CrossRef/event-data-agent-framework

Repository files navigation

Crossref Event Event Data Agent Framework

This is a framework to help you write an Agent within the Event Data system. You're free to write any agent any way you want, but this framework takes advantage of the Crossref Event Data services, such as Artifacts and the Percolator system. An Agent written with this framework doesn't actually do much heavy-lifting at all: it simply collects data from somewhere, packages it up into an Input Bundle, and passes it to the Percolator. The Percolator does the rest: extracting DOIs from various inputs, fetching webpages, verifying DOIs, submitting Evidence Records and Agents, etc.
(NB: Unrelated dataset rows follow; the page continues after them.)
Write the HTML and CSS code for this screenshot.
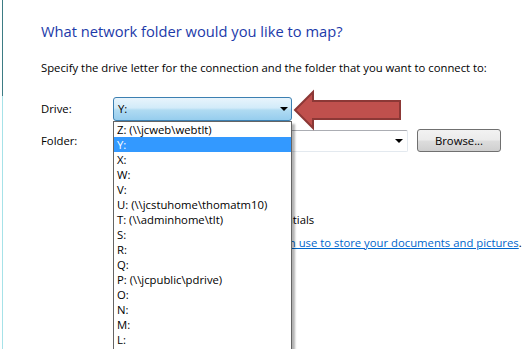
FILE: index.html
```html
<!DOCTYPE html>
<html lang="en">
<head>
<meta charset="UTF-8" />
<meta name="viewport" content="width=device-width, initial-scale=1.0"/>
<title>Map Network Drive</title>
<link rel="stylesheet" href="styles.css">
</head>
<body>

<div class="window">
  <h1 class="title">What network folder would you like to map?</h1>
  <p class="intro">Specify the drive letter for the connection and the folder that you want to connect to:</p>

  <div class="field-row">
    <span class="field-label">Drive:</span>
    <div class="drive-wrap">
      <div class="combo combo-open">Y:<span class="caret"></span></div>
      <ul class="drive-list">
        <li>Z: (\\jcweb\webtlt)</li>
        <li class="selected">Y:</li>
        <li>X:</li>
        <li>W:</li>
        <li>V:</li>
        <li>U: (\\jcstuhome\thomatm10)</li>
        <li>T: (\\adminhome\tlt)</li>
        <li>S:</li>
        <li>R:</li>
        <li>Q:</li>
        <li>P: (\\jcpublic\pdrive)</li>
        <li>O:</li>
        <li>N:</li>
        <li>M:</li>
        <li>L:</li>
      </ul>
    </div>
  </div>

  <div class="field-row folder-row">
    <span class="field-label">Folder:</span>
    <div class="combo combo-folder"><span class="caret"></span></div>
    <button class="browse">Browse...</button>
  </div>

  <div class="options">
    <div class="hint">Example: \\server\share</div>
    <div class="check-row reconnect"><span class="checkbox checked"></span>Reconnect at sign-in</div>
    <div class="check-row"><span class="checkbox"></span>Connect using different credentials</div>
    <div class="link-row"><a href="#" class="link">Connect to a Web site that you can use to store your documents and pictures</a>.</div>
  </div>

  <svg class="callout-arrow" viewBox="0 0 115 45" width="115" height="45">
    <polygon points="5,22 23,4 23,13 110,13 110,31 23,31 23,40" fill="#c0504d" stroke="#8c3836" stroke-width="2" stroke-linejoin="miter"/>
  </svg>
</div>

</body>
</html>
```

FILE: styles.css
```css
* {
  box-sizing: border-box;
}
html, body {
  margin: 0;
  height: 100%;
}
body {
  font-family: "Open Sans", "Noto Sans", sans-serif;
  font-size: 11.3px;
  color: #000;
  background: #fff;
  overflow: hidden;
}

.window {
  position: relative;
  height: 349px;
  margin-left: 2px;
  border-left: 1px solid #3d7c84;
  border-image: linear-gradient(to bottom, #3d7c84 0, #3d7c84 96px, #a6e2e8 96px, #a6e2e8 100%) 1;
  padding: 20px 0 0 38px;
}

.title {
  margin: 0;
  font-size: 14.7px;
  font-weight: 400;
  line-height: 22px;
  color: #1c3aa9;
}
.intro {
  margin: 18px 0 0;
  line-height: 16px;
}

.field-row {
  display: flex;
  align-items: center;
  margin-top: 21px;
}
.folder-row {
  margin-top: 8px;
}
.field-label {
  width: 72px;
  line-height: 16px;
}

.drive-wrap {
  position: relative;
  z-index: 2;
}
.combo {
  position: relative;
  height: 24px;
  line-height: 22px;
  padding-left: 4px;
  border-radius: 3px;
}
.combo-open {
  width: 179px;
  border: 1px solid #3c7fb1;
  background: linear-gradient(to bottom, #e8f4fc 0%, #d2ebf9 45%, #b0dbf2 55%, #96cdee 100%);
}
.combo-folder {
  width: 295px;
  height: 22px;
  border: 1px solid #e3e9ef;
  border-top-color: #abadb3;
  border-radius: 2px;
  background: #fff;
}
.caret {
  position: absolute;
  right: 3px;
  top: 50%;
  margin-top: -2px;
  border-left: 4px solid transparent;
  border-right: 4px solid transparent;
  border-top: 4px solid #000;
}
.combo-folder .caret {
  right: 4px;
}

.drive-list {
  position: absolute;
  top: 100%;
  left: 0;
  width: 179px;
  margin: 0;
  padding: 0 0 20px;
  list-style: none;
  background: #fff;
  border: 1px solid #646464;
  box-shadow: 3px 3px 2px rgba(0, 0, 0, 0.3);
}
.drive-list li {
  height: 15px;
  line-height: 15px;
  padding-left: 3px;
  white-space: nowrap;
}
.drive-list li.selected {
  background: #3399ff;
  color: #fff;
}

.browse {
  margin-left: 9px;
  width: 84px;
  height: 23px;
  padding: 0;
  font: inherit;
  color: #000;
  border: 1px solid #707070;
  border-radius: 3px;
  background: linear-gradient(to bottom, #f2f2f2 0%, #ebebeb 48%, #dddddd 52%, #cfcfcf 100%);
}

.options {
  padding-left: 72px;
}
.hint {
  margin-top: 3px;
  line-height: 16px;
  color: #6d6d6d;
}
.check-row {
  display: flex;
  align-items: center;
  margin-top: 7px;
  line-height: 16px;
}
.check-row.reconnect {
  margin-top: 18px;
}
.checkbox {
  width: 13px;
  height: 13px;
  margin-right: 4px;
  border: 1px solid #8e8f8f;
  background: linear-gradient(to bottom, #f4f4f4, #e2e2e2);
}
.link-row {
  margin-top: 7px;
  line-height: 16px;
}
.link {
  color: #0066cc;
}

.callout-arrow {
  position: absolute;
  left: 287px;
  top: 88px;
  z-index: 3;
}
```
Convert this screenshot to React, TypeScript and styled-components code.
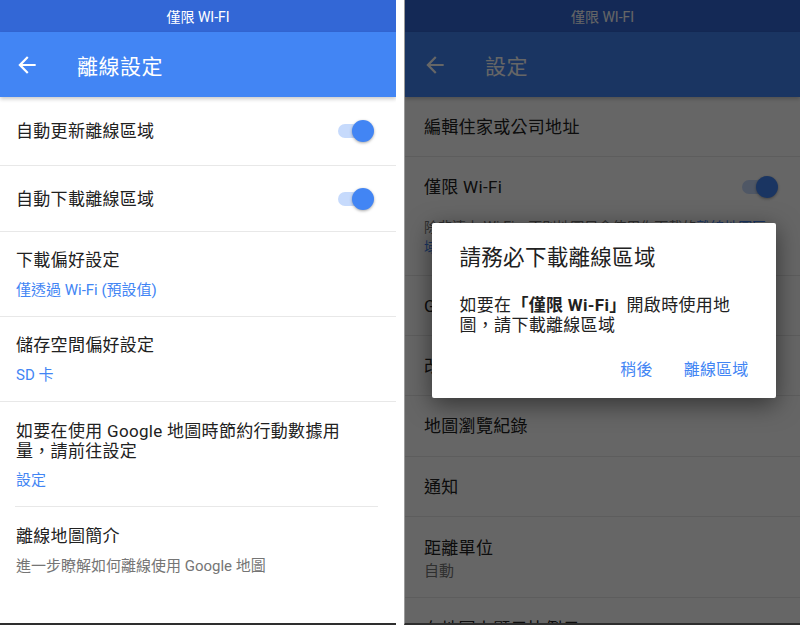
import styled, { createGlobalStyle } from "styled-components"

const GlobalStyle = createGlobalStyle`
  html, body {
    margin: 0;
    padding: 0;
    background: #ffffff;
  }
  body {
    font-family: Roboto, "Noto Sans CJK TC", sans-serif;
    color: #212121;
  }
`

const BackIcon = () => (
    <svg width="26" height="26" viewBox="0 0 24 24">
        <path fill="currentColor" d="M20 11H7.83l5.59-5.59L12 4l-8 8 8 8 1.41-1.41L7.83 13H20v-2z" />
    </svg>
)

const Toggle = () => (
    <Switch>
        <Track />
        <Thumb />
    </Switch>
)

const App = () => {
    return (
        <Page>
            <GlobalStyle />
            <Screen $edge={16}>
                <StatusBar>僅限 WI-FI</StatusBar>
                <Toolbar>
                    <BackButton><BackIcon /></BackButton>
                    <Title>離線設定</Title>
                </Toolbar>
                <SwitchRow $h={69} $line>
                    <Primary>自動更新離線區域</Primary>
                    <Toggle />
                </SwitchRow>
                <SwitchRow $h={66} $line>
                    <Primary>自動下載離線區域</Primary>
                    <Toggle />
                </SwitchRow>
                <TextRow $top={17} $gap={9} $line>
                    <Primary>下載偏好設定</Primary>
                    <Secondary $link>僅透過 Wi-Fi (預設值)</Secondary>
                </TextRow>
                <TextRow $top={17} $gap={9} $line>
                    <Primary>儲存空間偏好設定</Primary>
                    <Secondary $link>SD 卡</Secondary>
                </TextRow>
                <TextRow $top={19} $gap={9}>
                    <Primary $wrap>如要在使用 Google 地圖時節約行動數據用量，請前往設定</Primary>
                    <Secondary $link>設定</Secondary>
                </TextRow>
                <InsetDivider />
                <TextRow $top={18} $gap={9}>
                    <Primary>離線地圖簡介</Primary>
                    <Secondary>進一步瞭解如何離線使用 Google 地圖</Secondary>
                </TextRow>
            </Screen>

            <Screen $edge={19} $framed>
                <StatusBar>僅限 WI-FI</StatusBar>
                <Toolbar>
                    <BackButton><BackIcon /></BackButton>
                    <Title>設定</Title>
                </Toolbar>
                <SwitchRow $h={60} $line>
                    <Primary>編輯住家或公司地址</Primary>
                </SwitchRow>
                <SwitchRow $h={60}>
                    <Primary>僅限 Wi-Fi</Primary>
                    <Toggle />
                </SwitchRow>
                <Description>
                    除非連上 Wi-Fi，否則地圖只會使用你下載的<LinkText>離線地圖區域</LinkText>，範圍外的地圖將無法載入
                </Description>
                <SwitchRow $h={60} $line>
                    <Primary>Google 位置設定</Primary>
                </SwitchRow>
                <SwitchRow $h={60} $line>
                    <Primary>改善 Google 地圖</Primary>
                </SwitchRow>
                <SwitchRow $h={61} $line>
                    <Primary>地圖瀏覽紀錄</Primary>
                </SwitchRow>
                <SwitchRow $h={60} $line>
                    <Primary>通知</Primary>
                </SwitchRow>
                <TextRow $top={20} $gap={2} $line>
                    <Primary>距離單位</Primary>
                    <Secondary>自動</Secondary>
                </TextRow>
                <TextRow $top={20} $gap={2}>
                    <Primary>在地圖上顯示比例尺</Primary>
                </TextRow>

                <Scrim>
                    <Dialog>
                        <DialogTitle>請務必下載離線區域</DialogTitle>
                        <DialogBody>
                            如要在<b>「僅限 Wi-Fi」</b>開啟時使用地圖，請下載離線區域
                        </DialogBody>
                        <Actions>
                            <ActionButton>稍後</ActionButton>
                            <ActionButton>離線區域</ActionButton>
                        </Actions>
                    </Dialog>
                </Scrim>
            </Screen>
        </Page>
    )
}
export default App

const Page = styled.div`
    display: flex;
    gap: 8px;
    width: 800px;
    height: 625px;
    background: #ffffff;
`
const Screen = styled.div<{ $edge: number; $framed?: boolean }>`
    --edge: ${(p) => p.$edge}px;
    position: relative;
    width: 396px;
    height: 625px;
    box-sizing: border-box;
    overflow: hidden;
    background: #ffffff;
    border-bottom: 2px solid #2e2e2e;
    border-left: ${(p) => (p.$framed ? "1px solid #9a9a9a" : "none")};
`
const StatusBar = styled.div`
    height: 32px;
    display: flex;
    align-items: center;
    justify-content: center;
    background: #3367d6;
    color: #ffffff;
    font-size: 14px;
`
const Toolbar = styled.div`
    position: relative;
    z-index: 1;
    height: 65px;
    display: flex;
    align-items: center;
    background: #4285f4;
    color: #ffffff;
    box-shadow: 0 2px 4px rgba(0, 0, 0, 0.22);
`
const BackButton = styled.div`
    display: flex;
    width: 26px;
    height: 26px;
    margin-left: calc(var(--edge) - 2px);
`
const Title = styled.h1`
    margin: 0 0 0 37px;
    font-size: 21px;
    font-weight: 400;
    letter-spacing: 0.5px;
`
const SwitchRow = styled.div<{ $h: number; $line?: boolean }>`
    height: ${(p) => p.$h}px;
    box-sizing: border-box;
    display: flex;
    align-items: center;
    justify-content: space-between;
    padding: 0 22px 0 var(--edge);
    border-bottom: ${(p) => (p.$line ? "1px solid #e8e8e8" : "none")};
`
const TextRow = styled.div<{ $top: number; $gap: number; $line?: boolean }>`
    display: flex;
    flex-direction: column;
    gap: ${(p) => p.$gap}px;
    padding: ${(p) => p.$top}px 18px 16px var(--edge);
    border-bottom: ${(p) => (p.$line ? "1px solid #e8e8e8" : "none")};
`
const Primary = styled.div<{ $wrap?: boolean }>`
    font-size: 17px;
    line-height: ${(p) => (p.$wrap ? "20px" : "22px")};
    letter-spacing: 0.3px;
    max-width: ${(p) => (p.$wrap ? "348px" : "none")};
`
const Secondary = styled.div<{ $link?: boolean }>`
    font-size: 15px;
    line-height: 20px;
    color: ${(p) => (p.$link ? "#4285f4" : "#757575")};
`
const InsetDivider = styled.div`
    height: 1px;
    margin: 0 18px 0 15px;
    background: #e8e8e8;
`
const Description = styled.div`
    padding: 0 18px 18px var(--edge);
    font-size: 14px;
    line-height: 20px;
    color: #757575;
    border-bottom: 1px solid #e8e8e8;
`
const LinkText = styled.span`
    color: #4285f4;
`
const Switch = styled.div`
    position: relative;
    width: 36px;
    height: 22px;
    display: flex;
    align-items: center;
`
const Track = styled.div`
    width: 34px;
    height: 14px;
    border-radius: 7px;
    background: #c6dafc;
`
const Thumb = styled.div`
    position: absolute;
    right: 0;
    top: 0;
    width: 22px;
    height: 22px;
    border-radius: 50%;
    background: #4285f4;
    box-shadow: 0 1px 3px rgba(0, 0, 0, 0.35);
`
const Scrim = styled.div`
    position: absolute;
    inset: 0;
    z-index: 2;
    display: flex;
    align-items: center;
    justify-content: center;
    padding: 0 2px 3px 4px;
    background: rgba(0, 0, 0, 0.6);
`
const Dialog = styled.div`
    width: 344px;
    box-sizing: border-box;
    padding: 21px 0 12px;
    background: #ffffff;
    border-radius: 2px;
    box-shadow: 0 6px 24px rgba(0, 0, 0, 0.5);
`
const DialogTitle = styled.div`
    padding: 0 24px 0 28px;
    font-size: 21.5px;
    line-height: 28px;
    letter-spacing: 0.3px;
`
const DialogBody = styled.div`
    margin-top: 23px;
    padding: 0 28px;
    font-size: 17px;
    line-height: 20px;
    letter-spacing: 0.3px;
    b {
        font-weight: 700;
    }
`
const Actions = styled.div`
    display: flex;
    justify-content: flex-end;
    gap: 15px;
    margin-top: 15px;
    padding-right: 19px;
`
const ActionButton = styled.div`
    height: 36px;
    display: flex;
    align-items: center;
    padding: 0 8px;
    font-size: 16px;
    color: #4285f4;
    letter-spacing: 0.2px;
`
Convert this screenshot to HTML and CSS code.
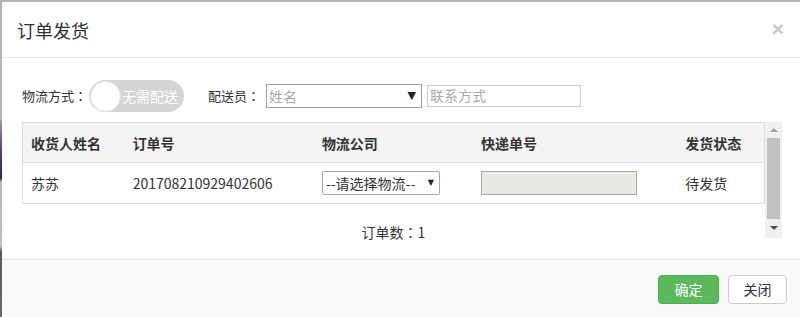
FILE: index.html
```html
<!DOCTYPE html>
<html lang="zh-CN">
<head>
<meta charset="utf-8">
<title>订单发货</title>
<link rel="stylesheet" href="styles.css">
</head>
<body>
<div class="modal">
  <div class="modal-header">
    <h4 class="modal-title">订单发货</h4>
    <span class="close">×</span>
  </div>
  <div class="modal-body">
    <div class="filter-row">
      <span class="label">物流方式<span class="colon" lang="zh-TW">：</span></span>
      <div class="toggle"><span class="knob"></span><span class="toggle-text">无需配送</span></div>
      <span class="label label-gap">配送员<span class="colon" lang="zh-TW">：</span></span>
      <div class="select-box"><span class="ph">姓名</span><span class="arrow">▼</span></div>
      <div class="input-box ph">联系方式</div>
    </div>
    <div class="scroll-area">
      <div class="scroll-content">
        <table class="grid">
          <colgroup>
            <col class="c1"><col class="c2"><col class="c3"><col class="c4"><col class="c5">
          </colgroup>
          <thead>
            <tr><th>收货人姓名</th><th>订单号</th><th>物流公司</th><th>快递单号</th><th>发货状态</th></tr>
          </thead>
          <tbody>
            <tr>
              <td>苏苏</td>
              <td>201708210929402606</td>
              <td><div class="cell-select"><span>--请选择物流--</span><span class="small-arrow">▼</span></div></td>
              <td><div class="cell-input"></div></td>
              <td>待发货</td>
            </tr>
          </tbody>
        </table>
        <div class="count">订单数<span class="colon" lang="zh-TW">：</span>1</div>
      </div>
      <div class="scrollbar">
        <span class="sb-up"></span>
        <div class="sb-thumb"></div>
        <span class="sb-down"></span>
      </div>
    </div>
  </div>
  <div class="modal-footer">
    <button class="btn btn-ok">确定</button>
    <button class="btn btn-close">关闭</button>
  </div>
</div>
</body>
</html>
```
FILE: styles.css
```css
* { box-sizing: border-box; }
html, body { height: 100%; }
body {
  margin: 0;
  padding: 2px 0 0 2px;
  overflow: hidden;
  font-family: "Noto Sans CJK SC", "Noto Sans", sans-serif;
  color: #333;
  background: linear-gradient(to bottom, #b4b4b4 0, #b4b4b4 118px, #9a8aa8 124px, #5a3f86 150px, #2d1e5e 178px, #b8b8b8 182px, #c0c0c0 246px, #5a5a5a 252px, #6a6a6a 317px);
}
.modal {
  width: 798px;
  height: 315px;
  background: #fff;
  display: flex;
  flex-direction: column;
}
.modal-header {
  display: flex;
  justify-content: space-between;
  align-items: center;
  padding: 15px 16px 15px 15px;
  border-bottom: 1px solid #e5e5e5;
  height: 56px;
}
.modal-title {
  margin: 0;
  font-size: 18px;
  font-weight: normal;
  line-height: 26px;
  color: #333;
}
.close {
  font-family: "Liberation Sans", Arial, sans-serif;
  font-size: 21px;
  font-weight: bold;
  color: #c8c8c8;
  line-height: 1;
  margin-top: -2px;
}
.colon {
  font-family: "Noto Sans CJK TC", "Noto Sans CJK SC", sans-serif;
}
.modal-body {
  height: 201px;
  padding: 22px 18px 0 20px;
}
.filter-row {
  display: flex;
  align-items: center;
  height: 32px;
}
.label {
  font-size: 13px;
  line-height: 18px;
  color: #333;
}
.label-gap { margin-left: 24px; margin-right: 6px; }
.toggle {
  margin-left: 2px;
  width: 95px;
  height: 32px;
  border-radius: 16px;
  background: #d5d5d5;
  display: flex;
  align-items: center;
  padding-left: 1px;
}
.knob {
  width: 31px;
  height: 31px;
  border-radius: 50%;
  background: #fff;
  border: 1px solid #e4e4e4;
  flex: none;
}
.toggle-text {
  color: #fff;
  font-size: 14px;
  margin-left: 1px;
  line-height: 18px;
}
.ph { color: #a9a9a9; font-size: 14px; }
.select-box {
  width: 156px;
  height: 24px;
  border: 1px solid #a0a0a0;
  display: flex;
  align-items: center;
  justify-content: space-between;
  padding: 0 5px 0 2px;
  line-height: 20px;
}
.arrow {
  color: #222;
  font-size: 11px;
  font-family: "DejaVu Sans", sans-serif;
}
.input-box {
  margin-left: 5px;
  width: 154px;
  height: 22px;
  border: 1px solid #ccc;
  padding: 0 2px;
  line-height: 19px;
}
.scroll-area {
  margin-top: 10px;
  display: flex;
  height: 116px;
}
.scroll-content {
  width: 743px;
}
.grid {
  width: 743px;
  table-layout: fixed;
  border-collapse: collapse;
  border: 1px solid #ddd;
  font-size: 14px;
}
.c1 { width: 102px; }
.c2 { width: 189px; }
.c3 { width: 159px; }
.c4 { width: 204px; }
.c5 { width: 87px; }
.grid th {
  background: #f4f4f4;
  height: 40px;
  text-align: left;
  font-weight: bold;
  padding: 0 0 0 8px;
  border-bottom: 1px solid #ddd;
  color: #333;
}
.grid td {
  height: 41px;
  padding: 0 0 0 8px;
  color: #333;
  white-space: nowrap;
}
.cell-select {
  width: 118px;
  height: 24px;
  border: 1px solid #a9a9a9;
  border-radius: 2px;
  display: flex;
  align-items: center;
  justify-content: space-between;
  padding: 0 5px 0 3px;
  font-size: 14px;
  line-height: 20px;
}
.small-arrow {
  font-size: 8px;
  color: #222;
  font-family: "DejaVu Sans", sans-serif;
}
.cell-input {
  width: 156px;
  height: 24px;
  background: #ebe9e3;
  border: 1px solid #a9a9a9;
}
.count {
  text-align: center;
  font-size: 14px;
  line-height: 18px;
  margin-top: 19px;
}
.scrollbar {
  width: 17px;
  height: 116px;
  background: #f0f0f0;
  display: flex;
  flex-direction: column;
  align-items: center;
}
.sb-up {
  margin-top: 6px;
  width: 0; height: 0;
  border-left: 4px solid transparent;
  border-right: 4px solid transparent;
  border-bottom: 4px solid #a3a3a3;
}
.sb-thumb {
  margin-top: 6px;
  width: 13px;
  height: 81px;
  background: #c1c1c1;
}
.sb-down {
  margin-top: 7px;
  width: 0; height: 0;
  border-left: 4px solid transparent;
  border-right: 4px solid transparent;
  border-top: 4px solid #505050;
}
.modal-footer {
  flex: 1;
  border-top: 1px solid #e5e5e5;
  background: #f9f9f9;
  display: flex;
  justify-content: flex-end;
  align-items: flex-start;
  padding: 15px 13px 0 0;
  gap: 9px;
}
.btn {
  font-family: "Noto Sans CJK SC", sans-serif;
  font-size: 14px;
  line-height: 19px;
  height: 29px;
  padding: 4px 0;
  text-align: center;
  white-space: nowrap;
  border-radius: 4px;
  border: 1px solid #ccc;
  background: #fff;
  color: #333;
}
.btn-ok {
  width: 61px;
  background: #5cb85c;
  border-color: #4cae4c;
  color: #fff;
}
.btn-close { width: 59px; }
```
If you want to write an Agent, you should familiarise yourself with the Percolator's Input Bundle format.

This Framework allows an Agent to describe itself in terms of 'schedule' and 'runner' activities. Schedule activities are run on a schedule, runners are run on agent start-up, and restarted if they stop. The Agent supplies a list of required Artifacts, and these are retrieved by the Framework and passed to the schedule or runner function.

Patterns

This allows the implementation of several patterns:

Scheduled artifact scan

Reddit Agent: Sheduled scan, getting a copy of the domain list Artifact each time, then iterating over every domain, making a query for each.

Newsfeed Agent: Scheduled scan, getting a copy of the RSS Feed Artifact each time, iterating over every newsfeed.

Stream Adaptor

Twitter: Connect to the Twitter streaming API, transform each input into an Action in an input bundle, send that on.

Wikipedia: Connect to the Wikipedia Event Stream, transform ecah input into an Action in an input bundle, send that on.

To write an Agent

Create a definition hashmap and pass it to the org.crossref.event-data-agent-framework.core/run function. Definition should be an object with the following fields:

  • :agent-name
  • :schedule : A seq of {:fun :seconds :name :required-artifacts} hashmaps. The function will be run on the schedule and reported via status logging. The function takes a channel onto which complete Input Packages should be sent.
  • :runners : A seq of {:fun :name :required-artifacts} hashmaps. Each function will be run in a thread and the Health Service will be notified of a heartbeat as long as it keeps running. The function takes a channel onto which complete Input Packages should be sent.

Reporting

The Agent automatically reports to the Health Service. Given the configuraion of «agent-name», it logs:

  • «agent-name»/service/running - logs all the time that the service is running, once per minute.
  • «agent-name»/artifact/«artifact-name» - logs 1 every time an artifact of the given name is fetched.
  • «agent-name»/«scheduled-f-name»/start - logs 1 every time a scheduled function is run.
  • «agent-name»/«scheduled-f-name»/stop - logs 1 every time a scheduled function stops running.
  • «agent-name»/«runner-f-name»/heartbeat - logs once a minute for the duration that a run function is run until it dies (which it never should).

Running

The following environment variables should be set:

  • KAFKA_BOOTSTRAP_SERVERS - list of Apache Kafka endpoints, per Kafka Producer docs. e.g. localhost:9092,otherhost:9092
  • JWT_TOKEN - JWT authorized to deposit events with the source name that this agent produces.

An Agent should start itself by calling org.crossref.event-data-agent-framework.core/run with its agent definition.

## External Services

An Agent sends Evidence Records and status updates to an Apache Kafka instance. A Kafka endpoint is required.

Development

To use use a local repository when developing new functionality against agents:

lein clean && lein test && lein uberjar && rm -rf ~/.m2/repository/org.crossref & lein localrepo install target/uberjar/org.crossref.event-data-agent-framework-0.1.18-SNAPSHOT-standalone.jar org.crossref.event-data-agent-framework  "0.1.18-SNAPSHOT2"